One of them was an odd little plant, a tiny green cone atop delicate fringed leaves. It didn't look like a flower--there were no petals, and it was green. It remained nameless for decades until, after coming across it in the hard-packed dirt alongside a trail, I was reminded of those hardy alley residents and went looking for its name in a book of weeds, and discovered it was Pineapple Weed.
The name is due to the sweet smell of its flower head when crushed. And it is a flower, difficult as it was to recognize as such. It is a composite flower, like daisies and coneflowers: what we call a "flower" in this family is actually composed of ray flowers--the colorful petals--and disc flowers, tiny petal-less flowers clustered in the center of the flower (the yellow eye or the daisy, or the spiky cone of the coneflower).
The Pineapple Weed, however, lacks the colorful ray flowers that ring others in the family. Instead it has only the minuscule disc flowers, packed together and formed in a cone. It is closely related to chamomile, and can also be used to make tea, with a variety of medicinal uses attributed to it. It is native to the northwestern US and northeastern Asia, but its scrappy nature allowed it to make its way across the continent and to many other places where humans offer a harsh, degraded plot of land.
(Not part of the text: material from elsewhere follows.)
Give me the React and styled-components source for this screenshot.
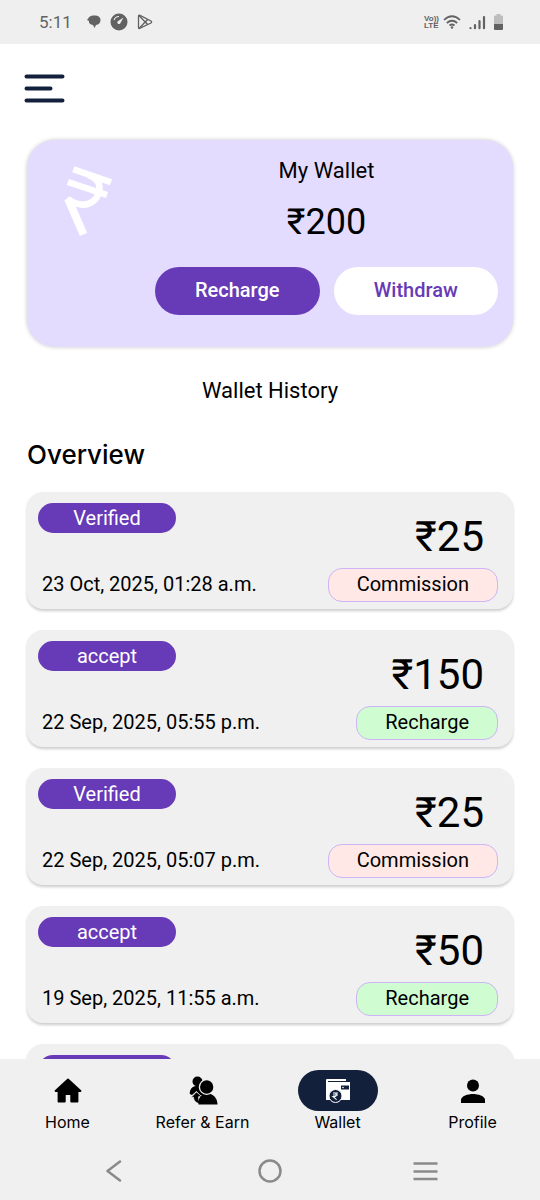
import * as React from 'react';
import styled, { createGlobalStyle } from 'styled-components';

const GlobalStyle = createGlobalStyle`
  * {
    box-sizing: border-box;
  }

  body {
    margin: 0;
    background: #fff;
    color: #000;
    font-family: Roboto, 'Liberation Sans', sans-serif;
  }

  button {
    font-family: inherit;
    cursor: pointer;
  }
`;

const Screen = styled.div`
  display: flex;
  flex-direction: column;
  height: 100vh;
  overflow: hidden;
`;

const StatusBar = styled.header`
  display: flex;
  flex-shrink: 0;
  align-items: center;
  justify-content: space-between;
  height: 44px;
  padding: 0 36px 0 39px;
  background: #efefef;
  color: #626262;
`;

const StatusGroup = styled.div`
  display: flex;
  align-items: center;
  gap: ${({ $gap }) => $gap}px;
`;

const Time = styled.span`
  margin-right: 6px;
  font-size: 17px;
`;

const Volte = styled.span`
  display: grid;
  font-family: 'Liberation Sans', sans-serif;
  font-size: 8px;
  font-weight: 700;
  line-height: 7px;
`;

const Content = styled.main`
  flex: 1;
  min-height: 0;
  padding: 0 27px;
  overflow-y: auto;
  scrollbar-width: none;
`;

const MenuButton = styled.button`
  display: block;
  margin: 28px 0 0 -3px;
  padding: 0;
  border: 0;
  background: none;
  color: #12203c;
`;

const Icon = styled.svg`
  display: block;
  flex-shrink: 0;
`;

const WalletCard = styled.section`
  display: grid;
  grid-template-columns: 112px 1fr;
  margin-top: 36px;
  padding: 16px 15px 32px 16px;
  border-radius: 28px;
  background: #e4dcfe;
  box-shadow: 0 0 4px rgba(0, 0, 0, 0.22);
`;

const RupeeArt = styled(Icon)`
  margin: 6px 0 0 16px;
`;

const WalletBody = styled.div`
  text-align: center;
`;

const WalletTitle = styled.h1`
  margin: 0;
  font-size: 22px;
  font-weight: 400;
  line-height: 30px;
`;

const Balance = styled.p`
  margin: 12px 0 21px;
  font-size: 36px;
  line-height: 48px;
`;

const WalletActions = styled.div`
  display: grid;
  grid-template-columns: 1fr 1fr;
  gap: 14px;
`;

const ActionButton = styled.button`
  height: 48px;
  padding: 0 0 2px;
  border: 0;
  border-radius: 24px;
  background: ${({ $primary }) => ($primary ? '#673ab7' : '#fff')};
  color: ${({ $primary }) => ($primary ? '#fff' : '#673ab7')};
  font-size: 20px;
  font-weight: 500;
`;

const HistoryTitle = styled.h2`
  margin: 29px 0 0;
  font-size: 22px;
  font-weight: 400;
  line-height: 30px;
  text-align: center;
`;

const OverviewTitle = styled.h3`
  margin: 30px 0 18px;
  font-family: Inter, 'Liberation Sans', sans-serif;
  font-size: 26px;
  font-weight: 500;
  line-height: 38px;
`;

const History = styled.ul`
  display: grid;
  gap: 21px;
  margin: 0;
  padding: 0 0 21px;
  list-style: none;
`;

const Entry = styled.li`
  display: grid;
  grid-template-columns: 1fr auto;
  grid-template-rows: 65px 34px;
  height: 117px;
  padding: 11px 15px 7px 11px;
  border-radius: 16px;
  background: #f0f0f0;
  box-shadow: 0 2px 3px rgba(0, 0, 0, 0.2);
`;

const Status = styled.span`
  width: 138px;
  height: 30px;
  border-radius: 15px;
  background: #673ab7;
  color: #fff;
  font-size: 20px;
  line-height: 30px;
  text-align: center;
`;

const Amount = styled.strong`
  justify-self: end;
  margin: 4px 14px 0 0;
  font-size: 42px;
  font-weight: 400;
  line-height: 60px;
`;

const EntryDate = styled.time`
  margin-left: 4px;
  font-size: 20px;
  line-height: 32px;
`;

const Tag = styled.span`
  justify-self: end;
  height: 34px;
  padding: 0 28px;
  border: 1px solid #cdb4f6;
  border-radius: 14px;
  background: ${({ $kind }) => ($kind === 'Commission' ? '#ffe8e5' : '#d0fcd2')};
  font-size: 20px;
  line-height: 30px;
`;

const TabBar = styled.nav`
  display: grid;
  flex-shrink: 0;
  grid-template-columns: repeat(4, 1fr);
  padding: 11px 0 9px;
  background: #f0f0f0;
`;

const Tab = styled.a`
  display: grid;
  justify-items: center;
  color: #000;
  font-family: Inter, 'Liberation Sans', sans-serif;
  font-size: 16px;
  line-height: 22px;
  text-decoration: none;
`;

const TabIcon = styled.span`
  display: grid;
  place-items: center;
  width: 80px;
  height: 41px;
  border-radius: 21px;
  background: ${({ $active }) => ($active ? '#12203c' : 'transparent')};
`;

const SystemBar = styled.footer`
  display: grid;
  flex-shrink: 0;
  grid-template-columns: repeat(3, 1fr);
  height: 58px;
  padding: 0 36px;
  background: #f0f0f0;
`;

const SystemButton = styled.button`
  display: grid;
  place-items: center;
  padding: 0;
  border: 0;
  background: none;
  color: #8a8a8a;
`;

const entries = [
  { status: 'Verified', amount: '₹25', date: '23 Oct, 2025, 01:28 a.m.', kind: 'Commission' },
  { status: 'accept', amount: '₹150', date: '22 Sep, 2025, 05:55 p.m.', kind: 'Recharge' },
  { status: 'Verified', amount: '₹25', date: '22 Sep, 2025, 05:07 p.m.', kind: 'Commission' },
  { status: 'accept', amount: '₹50', date: '19 Sep, 2025, 11:55 a.m.', kind: 'Recharge' },
];

function HomeIcon() {
  return (
    <Icon width="28" height="26" viewBox="0 0 28 26">
      <path
        d="M14 1.500 1.500 13h3v10.500h6.300V16h6.400v7.500h6.300V13h3z"
        stroke="currentColor"
        strokeWidth="1.800"
        strokeLinejoin="round"
      />
    </Icon>
  );
}

function ReferIcon() {
  return (
    <Icon width="30" height="30" viewBox="0 0 30 30">
      <circle cx="9.500" cy="5.500" r="5" />
      <path d="M1.800 18C1.500 14 4 10 8 10h8v9h-4l-3.500-4-4.500 4z" />
      <path d="M3 21.500 8.500 16l4.500 4-2.500.8c0 2.700.5 4.700 2.500 7.200-5-.5-7.500-4-7.500-7z" stroke="#f0f0f0" strokeWidth=".6" />
      <path d="M10.500 28.500C10 22 13 17.500 19 17.500S29.500 22 29.500 28.500z" />
      <circle cx="18.700" cy="11" r="7.300" stroke="#f0f0f0" strokeWidth="1.300" />
    </Icon>
  );
}

function WalletIcon() {
  return (
    <Icon width="26" height="26" viewBox="0 0 26 26">
      <path d="M2 1h19v3h4v18H1V2q0-1 1-1z" fill="#fff" />
      <path d="M3 3.500h19" stroke="#12203c" />
      <path d="M16 7.500h8v4h-8z" fill="#12203c" />
      <circle cx="18" cy="9.500" r=".8" fill="#fff" />
      <circle cx="10.500" cy="18" r="6.500" fill="#12203c" stroke="#fff" />
      <path
        d="M8 15h5M8 17h5M8 15h1.500c2.600 0 2.600 3.600 0 3.600H8l3.600 3"
        fill="none"
        stroke="#fff"
        strokeWidth="1.100"
      />
    </Icon>
  );
}

function ProfileIcon() {
  return (
    <Icon width="24" height="24" viewBox="0 0 24 24">
      <circle cx="12" cy="6.500" r="6" />
      <path d="M0 24v-3c0-4 7-6 12-6s12 2 12 6v3z" />
    </Icon>
  );
}

const tabs = [
  { label: 'Home', icon: HomeIcon },
  { label: 'Refer & Earn', icon: ReferIcon },
  { label: 'Wallet', icon: WalletIcon, active: true },
  { label: 'Profile', icon: ProfileIcon },
];

function PhoneStatus() {
  return (
    <StatusBar>
      <StatusGroup $gap={9}>
        <Time>5:11</Time>
        <Icon width="14" height="14" viewBox="0 0 14 14" fill="currentColor">
          <path d="M1.500 3C2.500 1 5 .5 7.500.5c4 0 6 2 6 4.800 0 2.700-1.800 4.400-4.500 4.700L7.500 13 6 10C3 9.500 1.500 8 2 6L0 5z" />
        </Icon>
        <Icon width="18" height="18" viewBox="0 0 18 18">
          <circle cx="9" cy="9" r="8.500" fill="currentColor" />
          <path d="M4 7a5.500 5.500 0 0 1 5-3.500" fill="none" stroke="#efefef" strokeWidth="1.100" />
          <path d="m13.500 4.500-3.300 6a1.700 1.700 0 0 1-2.700-2z" fill="#efefef" />
        </Icon>
        <Icon
          width="16"
          height="16"
          viewBox="0 0 16 16"
          fill="none"
          stroke="currentColor"
          strokeWidth="1.300"
          strokeLinejoin="round"
        >
          <path d="M1.500 2.500v11q0 1.500 1.500.7L14 9q1.200-1 0-2L3 1.300q-1.500-.6-1.500 1.200z" />
          <path d="m2 1.500 8.500 9M2 14.500l8.500-9M10.500 5.500 8.500 8l2 2.500" />
        </Icon>
      </StatusGroup>
      <StatusGroup $gap={7}>
        <StatusGroup $gap={4}>
          <Volte>
            <span>Vo))</span>
            <span>LTE</span>
          </Volte>
          <Icon
            width="18"
            height="14"
            viewBox="0 0 18 14"
            fill="none"
            stroke="currentColor"
            strokeWidth="1.700"
          >
            <path d="M1 5q8-7.500 16 0M3.800 8q5.200-4.500 10.400 0M6.500 10.500q2.500-2 5 0" />
            <circle cx="9" cy="12.500" r="1.200" fill="currentColor" stroke="none" />
          </Icon>
        </StatusGroup>
        <Icon
          width="18"
          height="15"
          viewBox="0 0 18 15"
          stroke="currentColor"
          strokeWidth="2.200"
          strokeLinecap="round"
        >
          <path d="M2.500 13v.2M7 10v3.200M11.500 6v7.200M16 2v11.200" />
        </Icon>
        <Icon width="11" height="18" viewBox="0 0 11 18">
          <path d="M3.500 1h4v1.500H9q1 0 1 1V11H1V3.500q0-1 1-1h1.500z" fill="#bdbdbd" />
          <path d="M1 11h9v5q0 1-1 1H2q-1 0-1-1z" fill="currentColor" />
        </Icon>
      </StatusGroup>
    </StatusBar>
  );
}

export default function App() {
  return (
    <Screen>
      <GlobalStyle />
      <PhoneStatus />

      <Content>
        <MenuButton aria-label="Menu">
          <Icon
            width="42"
            height="32"
            viewBox="0 0 42 32"
            stroke="currentColor"
            strokeWidth="4"
            strokeLinecap="round"
          >
            <path d="M2.500 4.500h36M2.500 16.500h24M2.500 28.500h36" />
          </Icon>
        </MenuButton>

        <WalletCard>
          <RupeeArt
            width="60"
            height="80"
            viewBox="0 0 60 80"
            fill="none"
            stroke="#fff"
            strokeWidth="6.500"
          >
            <path d="M14.300 7.300 52 20.200M8.800 20 48 33" />
            <path d="M29 13c9 3 13 9 11 17S31 43.500 22 42.500C17 42 12 39.500 8 37" />
            <path d="M9 36.500 24.500 72.500" strokeWidth="8" />
          </RupeeArt>
          <WalletBody>
            <WalletTitle>My Wallet</WalletTitle>
            <Balance>₹200</Balance>
            <WalletActions>
              <ActionButton $primary>Recharge</ActionButton>
              <ActionButton>Withdraw</ActionButton>
            </WalletActions>
          </WalletBody>
        </WalletCard>

        <HistoryTitle>Wallet History</HistoryTitle>
        <OverviewTitle>Overview</OverviewTitle>

        <History>
          {entries.map(entry => (
            <Entry key={entry.date}>
              <Status>{entry.status}</Status>
              <Amount>{entry.amount}</Amount>
              <EntryDate>{entry.date}</EntryDate>
              <Tag $kind={entry.kind}>{entry.kind}</Tag>
            </Entry>
          ))}
          <Entry aria-busy="true">
            <Status />
          </Entry>
        </History>
      </Content>

      <TabBar>
        {tabs.map(({ label, icon: TabGlyph, active }) => (
          <Tab key={label} href="#" aria-current={active ? 'page' : undefined}>
            <TabIcon $active={active}>
              <TabGlyph />
            </TabIcon>
            {label}
          </Tab>
        ))}
      </TabBar>

      <SystemBar>
        <SystemButton aria-label="Back">
          <Icon width="16" height="24" viewBox="0 0 16 24" fill="none" stroke="currentColor" strokeWidth="2.500">
            <path d="M14 2.500 1.500 12 14 21.500" strokeLinecap="round" strokeLinejoin="round" />
          </Icon>
        </SystemButton>
        <SystemButton aria-label="Home screen">
          <Icon width="24" height="24" viewBox="0 0 24 24" fill="none" stroke="currentColor" strokeWidth="2.500">
            <circle cx="12" cy="12" r="10.500" />
          </Icon>
        </SystemButton>
        <SystemButton aria-label="Recent apps">
          <Icon width="26" height="22" viewBox="0 0 26 22" stroke="currentColor" strokeWidth="2.500">
            <path d="M.5 3.500h24M.5 11.500h24M.5 19h24" />
          </Icon>
        </SystemButton>
      </SystemBar>
    </Screen>
  );
}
I enjoyed the memory of these tough alley-dwellers so much that, years ago, I surreptitiously dug up a plant from a patch of gravel near some railroad tracks and potted it up on my deck using some nice, rich potting soil. It promptly died, and taught me a valuable lesson about how plants are adapted to specific environments, and that not every plant appreciates the pampering we provide to some of our more delicate garden residents.